Advancing Vision-based End-to-End Autonomous Driving

CVC has a new PhD on its record!

Yi Xiao successfully defended her dissertation on Computer Science on July 10, 2023, and she is now Doctor of Philosophy by the Universitat Autònoma de Barcelona.

What is the thesis about?

In autonomous driving, artificial intelligence (AI) processes the traffic environment to drive the vehicle to a desired destination. Currently, there are different paradigms that address the development of AI-enabled drivers. On the one hand, we find modular pipelines, which divide the driving task into sub-tasks such as perception, manoeuvre planning, and control. On the other hand, we find end-to-end driving approaches that attempt to learn the direct mapping of raw data from input sensors to vehicle control signals. The latter are relatively less studied but are gaining popularity as they are less demanding in terms of data labelling. Therefore, in this thesis, our goal is to investigate end-to-end autonomous driving.

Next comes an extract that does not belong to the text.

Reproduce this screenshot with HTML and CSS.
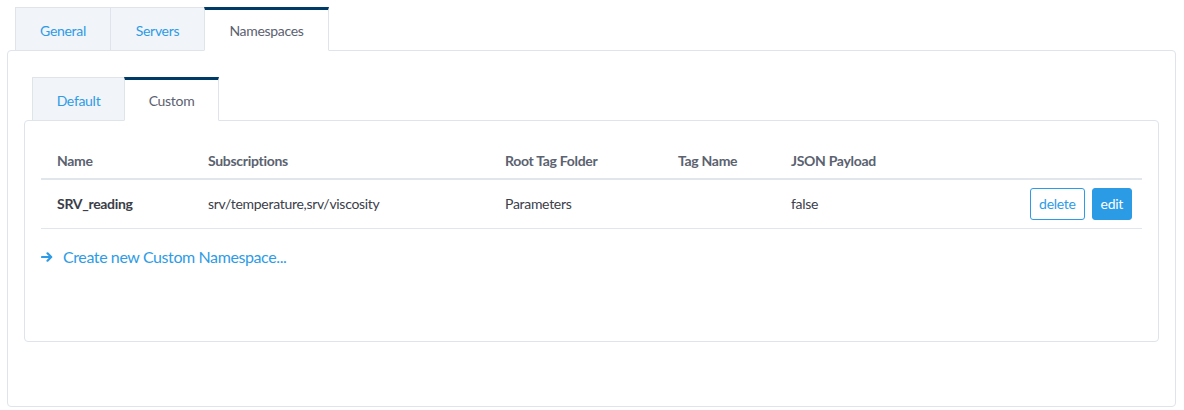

We propose to evaluate three approaches to tackle the challenge of end-to-end autonomous driving. First, we focus on the input, considering adding depth information as complementary to RGB data, in order to mimic the human being’s ability to estimate the distance to obstacles. Notice that, in the real world, these depth maps can be obtained either from a LiDAR sensor, or a trained monocular depth estimation module, where human labelling is not needed. Then, based on the intuition that the latent space of end-to-end driving models encodes relevant information for driving, we use it as prior knowledge for training an affordance-based driving model. In this case, the trained affordance-based model can achieve good performance while requiring less human-labelled data, and it can provide interpretability regarding driving actions. Finally, we present a new pure vision-based end-to-end driving model termed CIL++, which is trained by imitation learning. CIL++ leverages modern best practices, such as a large horizontal field of view and a self-attention mechanism, which are contributing to the agent’s understanding of the driving scene and bringing a better imitation of human drivers. Using training data without any human labelling, our model yields almost expert performance in the CARLA NoCrash benchmark and could rival SOTA models that require large amounts of human-labelled data.

Keywords: deep learning, autonomous driving, end-to-end, imitation learning, multimodality, representation learning.